Est-ce d’avoir passé cet été toute une semaine à Lagrasse, à alterner flâneries dans la librairie du Banquet du Livre, baignades dans la rivière, lectures, conférences, concerts ? Est-ce d’y avoir entendu, lus par leurs auteurs ou par des comédiens, des textes que j’ai pu retrouver ensuite, dans la solitude de la lecture ? J’ai très envie de continuer à faire, autour des livres, des rencontres. De pouvoir mettre des visages et des voix sur des noms d’auteurs. Pourrai-je décrire cette minuscule émotion qui se faufile quand, dans le fil de ma lecture, j’arrive à cet extrait qui a été lu, qui se confond avec le grain d’une voix, le souvenir de la lumière de fin d’après-midi dans le petit cloître où se tenait la lecture, cet extrait que je reconnais, et qui, définitivement, aura pour moi un autre statut que celui du texte que je découvre avec les yeux ?
Pour retrouver cette émotion, je file deux soirs cette semaine directement du bureau vers une librairie. Jeudi, soirée Pynchon à l’Arbres à lettres de la rue Boulard. L’assistance se regroupe autour de quelques Incultes : Arno Bertina nous entraîne dans une formidable bagarre de marins avec un extrait de V, Claro dans un grand magasin avec deux personnages de Contre-jour. Au milieu des livres, au milieu des gens, visages inconnus pour la plupart, quelques uns déjà rencontrés, comme Fred Griot, qui me parle du tournage de Crops.

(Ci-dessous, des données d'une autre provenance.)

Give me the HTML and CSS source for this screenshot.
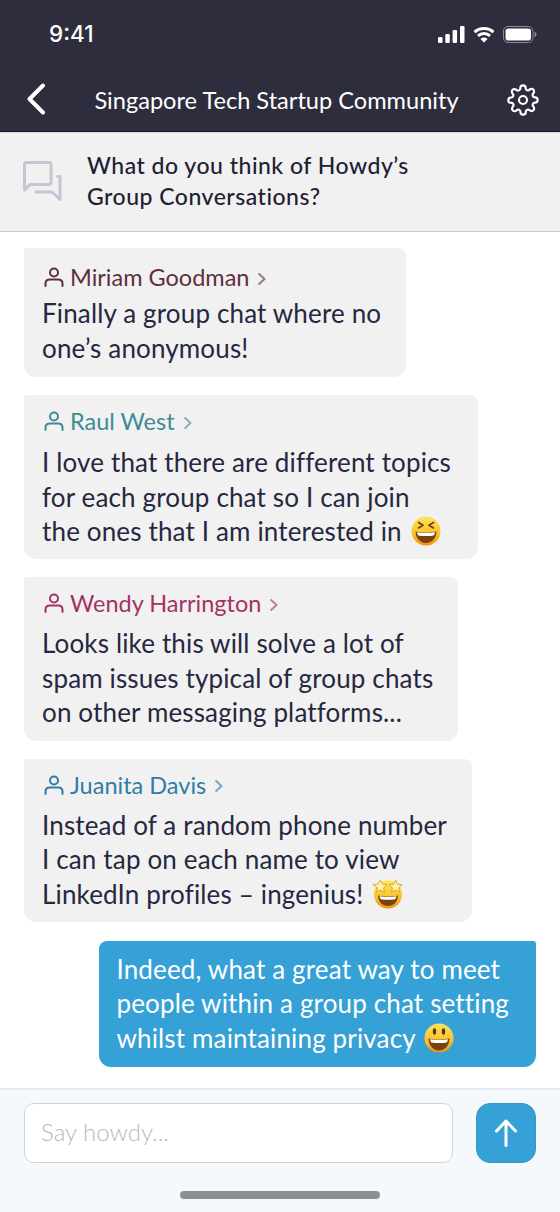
FILE: index.html
```html
<!DOCTYPE html>
<html lang="en">
<head>
  <meta charset="UTF-8">
  <meta name="viewport" content="width=device-width, initial-scale=1">
  <title>Singapore Tech Startup Community</title>
  <link rel="stylesheet" href="styles.css">
</head>
<body>
  <div class="phone">
    <header class="top">
      <div class="status">
        <span class="time">9:41</span>
        <div class="status-icons">
          <svg width="27" height="17" viewBox="0 0 27 17"><rect x="0" y="11" width="4.5" height="6" rx="1.2"/><rect x="7.3" y="8" width="4.5" height="9" rx="1.2"/><rect x="14.6" y="4" width="4.5" height="13" rx="1.2"/><rect x="22" y="0" width="4.5" height="17" rx="1.2"/></svg>
          <svg width="22" height="17" viewBox="0 0 22 17"><path class="wifi" d="M1.5 6.2C6.8 1.2 15.2 1.2 20.5 6.2"/><path class="wifi" d="M5 9.8c3.4-3 8.6-3 12 0"/><path d="M11 16.5 7.4 12.9c2.1-1.8 5.1-1.8 7.2 0z"/></svg>
          <svg width="34" height="17" viewBox="0 0 34 17"><rect class="batt" x="0.5" y="0.5" width="29.5" height="16" rx="4.5"/><rect x="2.5" y="2.5" width="25.5" height="12" rx="2.8"/><path class="batt-tip" d="M31.5 5.8c1.2.4 2 1.5 2 2.7s-.8 2.300-2 2.700z"/></svg>
        </div>
      </div>
      <nav class="nav">
        <svg class="back" width="20" height="32" viewBox="0 0 20 32"><path d="M17 2.500 3.500 16 17 29.500"/></svg>
        <h1 class="nav-title">Singapore Tech Startup Community</h1>
        <svg class="gear" width="32" height="34" viewBox="0 0 24 24"><circle cx="12" cy="12" r="3"/><path d="M19.400 15a1.650 1.650 0 0 0 .33 1.820l.06.06a2 2 0 1 1-2.830 2.830l-.06-.06a1.650 1.650 0 0 0-2.820 1.170V21a2 2 0 1 1-4 0v-.09a1.650 1.650 0 0 0-2.830-1.150l-.06.06a2 2 0 1 1-2.830-2.830l.06-.06a1.650 1.650 0 0 0-1.170-2.820H3a2 2 0 1 1 0-4h.09a1.650 1.650 0 0 0 1.150-2.830l-.06-.06a2 2 0 1 1 2.830-2.830l.06.06a1.650 1.650 0 0 0 1.820.33H9a1.650 1.650 0 0 0 1-1.510V3a2 2 0 1 1 4 0v.09a1.650 1.650 0 0 0 2.820 1.170l.06-.06a2 2 0 1 1 2.830 2.830l-.06.06a1.650 1.650 0 0 0-.33 1.820V9a1.650 1.650 0 0 0 1.510 1H21a2 2 0 1 1 0 4h-.09a1.650 1.650 0 0 0-1.510 1z"/></svg>
      </nav>
    </header>

    <section class="topic">
      <svg class="topic-icon" width="40" height="40" viewBox="0 0 40 40"><path d="M1.500 29V3a1.500 1.500 0 0 1 1.500-1.500h23.500A1.500 1.500 0 0 1 28 3v19a1.500 1.500 0 0 1-1.500 1.500H7z"/><path d="M12 31h17l8 7.500V15.500h-3.500"/></svg>
      <h2 class="topic-title">What do you think of Howdy’s<br>Group Conversations?</h2>
    </section>

    <main class="chat">
      <div class="msg msg-miriam">
        <div class="name">
          <svg class="person" width="20" height="20" viewBox="0 0 20 20"><circle cx="10" cy="5.500" r="4"/><path d="M1.500 19v-2.500c0-2.500 2-4 4.500-4h8c2.500 0 4.500 1.500 4.500 4V19"/></svg>
          <span>Miriam Goodman</span>
          <svg class="chev" width="8" height="12" viewBox="0 0 8 12"><path d="M1.200 1 6.500 6l-5.300 5"/></svg>
        </div>
        <p>Finally a group chat where no<br>one’s anonymous!</p>
      </div>

      <div class="msg msg-raul">
        <div class="name">
          <svg class="person" width="20" height="20" viewBox="0 0 20 20"><circle cx="10" cy="5.500" r="4"/><path d="M1.500 19v-2.500c0-2.500 2-4 4.500-4h8c2.500 0 4.500 1.500 4.500 4V19"/></svg>
          <span>Raul West</span>
          <svg class="chev" width="8" height="12" viewBox="0 0 8 12"><path d="M1.200 1 6.500 6l-5.300 5"/></svg>
        </div>
        <p>I love that there are different topics<br>for each group chat so I can join<br>the ones that I am interested in
          <svg class="emoji" width="30" height="30" viewBox="0 0 30 30">
            <defs>
              <linearGradient id="faceFill" x1="0" y1="0" x2="0" y2="1">
                <stop offset="0" stop-color="#fde35a"/>
                <stop offset="0.6" stop-color="#f9c22e"/>
                <stop offset="1" stop-color="#f0920f"/>
              </linearGradient>
            </defs>
            <circle cx="15" cy="15" r="14.500" fill="url(#faceFill)"/>
            <path d="M4.500 15.500c6.500 1.500 14.500 1.500 21 0-.4 7.500-5.200 11.500-10.500 11.500S4.900 23 4.500 15.500z" fill="#7a4210"/>
            <path d="M6 16.200c5.500 1 12.500 1 18 0-.3 1.700-.8 2.800-1.300 3.300-4.200.8-11.200.8-15.400 0-.5-.5-1-1.600-1.300-3.300z" fill="#fff"/>
            <path class="eye" d="M7.500 6.500l4.500 2.700-4.500 2.700M22.500 6.500 18 9.200l4.500 2.700"/>
          </svg>
        </p>
      </div>

      <div class="msg msg-wendy">
        <div class="name">
          <svg class="person" width="20" height="20" viewBox="0 0 20 20"><circle cx="10" cy="5.500" r="4"/><path d="M1.500 19v-2.500c0-2.500 2-4 4.500-4h8c2.500 0 4.500 1.500 4.500 4V19"/></svg>
          <span>Wendy Harrington</span>
          <svg class="chev" width="8" height="12" viewBox="0 0 8 12"><path d="M1.200 1 6.500 6l-5.300 5"/></svg>
        </div>
        <p>Looks like this will solve a lot of<br>spam issues typical of group chats<br>on other messaging platforms...</p>
      </div>

      <div class="msg msg-juanita">
        <div class="name">
          <svg class="person" width="20" height="20" viewBox="0 0 20 20"><circle cx="10" cy="5.500" r="4"/><path d="M1.500 19v-2.500c0-2.500 2-4 4.500-4h8c2.500 0 4.500 1.500 4.500 4V19"/></svg>
          <span>Juanita Davis</span>
          <svg class="chev" width="8" height="12" viewBox="0 0 8 12"><path d="M1.200 1 6.500 6l-5.300 5"/></svg>
        </div>
        <p>Instead of a random phone number<br>I can tap on each name to view<br>LinkedIn profiles – ingenius!
          <svg class="emoji" width="32" height="30" viewBox="0 0 32 30">
            <circle cx="16" cy="15.500" r="14" fill="url(#faceFill)"/>
            <path d="M6 16.500c6 1.500 14 1.500 20 0-.4 7-5 10.500-10 10.500S6.400 23.500 6 16.500z" fill="#7a4210"/>
            <path d="M7.500 17.200c5 1 12 1 17 0-.3 1.500-.8 2.500-1.300 3-4 .8-10.400.8-14.400 0-.5-.5-1-1.500-1.300-3z" fill="#fff"/>
            <path class="star" d="M8.500 1l1.900 4.200 4.600.5-3.400 3.100 1 4.500-4.100-2.300-4 2.300 1-4.500L1 5.700l4.600-.5z"/>
            <path class="star" d="M23.500 1l1.900 4.200 4.600.5-3.400 3.100 1 4.500-4.100-2.300-4 2.300 1-4.500L17 5.700l4.600-.5z"/>
          </svg>
        </p>
      </div>

      <div class="msg msg-me">
        <p>Indeed, what a great way to meet<br>people within a group chat setting<br>whilst maintaining privacy
          <svg class="emoji" width="30" height="30" viewBox="0 0 30 30">
            <circle cx="15" cy="15" r="14.500" fill="url(#faceFill)"/>
            <path d="M4.500 15.500c6.500 1.500 14.500 1.500 21 0-.4 8-5.200 12-10.500 12S4.900 23.500 4.500 15.500z" fill="#7a4210"/>
            <path d="M6 16.200c5.500 1 12.500 1 18 0-.3 1.700-.8 2.800-1.300 3.300-4.200.8-11.200.8-15.400 0-.5-.5-1-1.600-1.300-3.300z" fill="#fff"/>
            <ellipse cx="10.500" cy="8.500" rx="1.700" ry="3.300" fill="#5b3410"/>
            <ellipse cx="19.500" cy="8.500" rx="1.700" ry="3.300" fill="#5b3410"/>
          </svg>
        </p>
      </div>
    </main>

    <footer class="composer">
      <div class="composer-row">
        <div class="field">Say howdy...</div>
        <button class="send" type="button">
          <svg width="24" height="30" viewBox="0 0 24 30"><path d="M12 27.500V3M2.500 13 12 3l9.500 10"/></svg>
        </button>
      </div>
      <div class="home-bar"></div>
    </footer>
  </div>
</body>
</html>
```

FILE: styles.css
```css
* {
  margin: 0;
  padding: 0;
  box-sizing: border-box;
}
body {
  font-family: 'Lato', sans-serif;
  background: #fff;
  color: #262740;
}
.phone {
  width: 560px;
  height: 1212px;
  display: flex;
  flex-direction: column;
  overflow: hidden;
}

/* Barra superior */
.top {
  height: 132px;
  background: #2e2d3d;
  color: #fff;
  border-bottom: 1px solid #1e1d2b;
}
.status {
  height: 70px;
  padding: 20px 23px 0 49px;
  display: flex;
  justify-content: space-between;
  align-items: flex-start;
}
.time {
  font-family: 'Inter', sans-serif;
  font-size: 22.5px;
  font-weight: 500;
  line-height: 28px;
}
.status-icons {
  display: flex;
  gap: 8px;
  padding-top: 6px;
  fill: #fff;
}
.status-icons .wifi {
  fill: none;
  stroke: #fff;
  stroke-width: 3;
}
.status-icons .batt {
  fill: none;
  stroke: #8b8a94;
  stroke-width: 1;
}
.status-icons .batt-tip {
  fill: #8b8a94;
}
.nav {
  height: 60px;
  padding: 0 21px 0 26px;
  display: flex;
  align-items: center;
  justify-content: space-between;
}
.back {
  fill: none;
  stroke: #fff;
  stroke-width: 4;
  stroke-linecap: round;
  stroke-linejoin: round;
  margin-top: -3px;
}
.nav-title {
  font-size: 23.6px;
  font-weight: 400;
}
.gear {
  fill: none;
  stroke: #fff;
  stroke-width: 1.600;
  stroke-linecap: round;
  stroke-linejoin: round;
}

/* Tema */
.topic {
  height: 100px;
  background: #f1f1f1;
  border-top: 1px solid #d5d5d8;
  border-bottom: 1px solid #cfcfd2;
  padding: 0 0 2px 23px;
  display: flex;
  align-items: center;
  gap: 24px;
}
.topic-icon {
  fill: none;
  stroke: #c6c6d3;
  stroke-width: 3;
  stroke-linejoin: round;
  flex: none;
}
.topic-title {
  font-size: 23px;
  font-weight: 500;
  line-height: 31px;
  letter-spacing: 0.5px;
  color: #1f2033;
}

/* Mensajes */
.chat {
  flex: 1;
  padding: 16px 24px 0;
  display: flex;
  flex-direction: column;
  align-items: flex-start;
  gap: 18.25px;
}
.msg {
  background: #f1f1f1;
  border-radius: 3px 8px 12px 12px;
  padding: 11px 25px 11px 18px;
}
.msg p {
  font-size: 26px;
  font-weight: 400;
  line-height: 34.5px;
  letter-spacing: 0.15px;
  white-space: nowrap;
}
.name {
  display: flex;
  align-items: center;
  gap: 6px;
  font-size: 23.5px;
  line-height: 30px;
  margin-bottom: 8px;
  padding-left: 2px;
}
.person {
  fill: none;
  stroke: currentColor;
  stroke-width: 2;
  stroke-linecap: round;
}
.chev {
  fill: none;
  stroke: currentColor;
  stroke-width: 2;
  stroke-linecap: round;
  stroke-linejoin: round;
  opacity: 0.6;
  margin: 3px 0 0 3px;
}
.msg-miriam {
  padding: 14px 25px 12px 18px;
}
.msg-miriam .name {
  color: #5f2f3d;
  margin-bottom: 4px;
}
.msg-raul {
  padding: 11px 27px 10px 18px;
}
.msg-raul .name {
  color: #3f8b94;
  margin-bottom: 9px;
}
.msg-wendy .name {
  color: #a43363;
}
.msg-juanita .name {
  color: #2e7da7;
}
.msg-me {
  align-self: flex-end;
  background: #36a1d6;
  color: #fff;
  border-radius: 8px 3px 12px 12px;
  padding: 11px 27px 12px 17px;
}
.emoji {
  vertical-align: -5px;
  margin-left: 2px;
}
.eye {
  fill: none;
  stroke: #7a3a10;
  stroke-width: 1.800;
  stroke-linecap: round;
  stroke-linejoin: round;
}
.star {
  fill: #fff2b0;
  stroke: #e4a826;
  stroke-width: 1;
  stroke-linejoin: round;
}

/* Caja de texto */
.composer {
  height: 124px;
  background: #f5f9fc;
  border-top: 2px solid #e2e8ed;
  padding: 13px 24px 0;
}
.composer-row {
  display: flex;
  justify-content: space-between;
}
.field {
  width: 429px;
  height: 60px;
  background: #fff;
  border: 1px solid #cdd6df;
  border-radius: 10px;
  padding-left: 16px;
  font-size: 24px;
  font-weight: 300;
  line-height: 56px;
  color: #b9b9bf;
}
.send {
  width: 60px;
  height: 60px;
  background: #36a1d6;
  border: 1px solid #3498cb;
  border-radius: 14px;
  display: flex;
  align-items: center;
  justify-content: center;
}
.send svg {
  fill: none;
  stroke: #fff;
  stroke-width: 3;
  stroke-linecap: round;
  stroke-linejoin: round;
}
.home-bar {
  width: 200px;
  height: 8px;
  background: #8b8d92;
  border-radius: 4px;
  margin: 28px auto 0;
}
```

Autre rencontre, hier soir, dans un autre Arbre à lettres, celui de Mouffetard. J’ai entendu parler de Zone, de Mathias Enard. Arno Bertina et Claro sont là encore, et ce dernier devrait mettre en ligne sur le Clavier Cannibale la présentation qu’il nous fait de Mathias Enard, le public se gondole dans la librairie, c’est un morceau d’anthologie, il dit lui-même s’être inspiré de Lagarde et Michard. Mathias Enard prélève ensuite, dans cette immense et unique phrase qui constitue Zone, un extrait où il est question de Malcolm Lowry. Je veux lire ce livre tout de suite, je veux grimper dans ce train, dans cette phrase.
Le temps où je racontais des histoires à mes enfants, lors de ces moments privilégiés qu’Hubert évoque avec beaucoup de finesse, est aujourd’hui révolu. Les livres d’enfants, certains pas mal amochés d’avoir été trop aimés, ont disparu des chambres depuis quelques années. Il y eut aussi quelques histoires inventées, comme ce feuilleton loufoque intitulé « les quatorze enfants », dont il n’existe aucune autre trace que le vague souvenir que nous en avons tous. Fini le temps des soirées immanquablement rythmées par le bain, le dîner, l’histoire. S’ils n’ont pas encore tout à fait quitté la maison, ils n’ont plus besoin que je m’y trouve à heure fixe. Mes soirées m’ont été rendues. Alors.. Yves Bonnefoy au musée Zadkine, le 25 septembre prochain ? Mais le même soir je pourrais aussi faire la connaissance de J Eric Miller, (qui eut pour prof James Crumley, disparu aujourd’hui, l’un de mes auteurs de polars préférés) avec toujours Claro à la librairie Atout Livre. Et en octobre, lectures en vue de Ludovic Hary… et tant d’autres événements , dont Facebook contribue efficacement à propager l’annonce.
Une intuition vague : ce qui m’occupe à longueur de journée à trait à la dématérialisation des livres, et en conséquence, j’éprouve de plus en plus fortement le désir de matérialiser et d’incarner mes lectures, de les ancrer dans des lieux, de les relier à des rencontres, des voix, des visages. Les écrans ne me suffisent pas.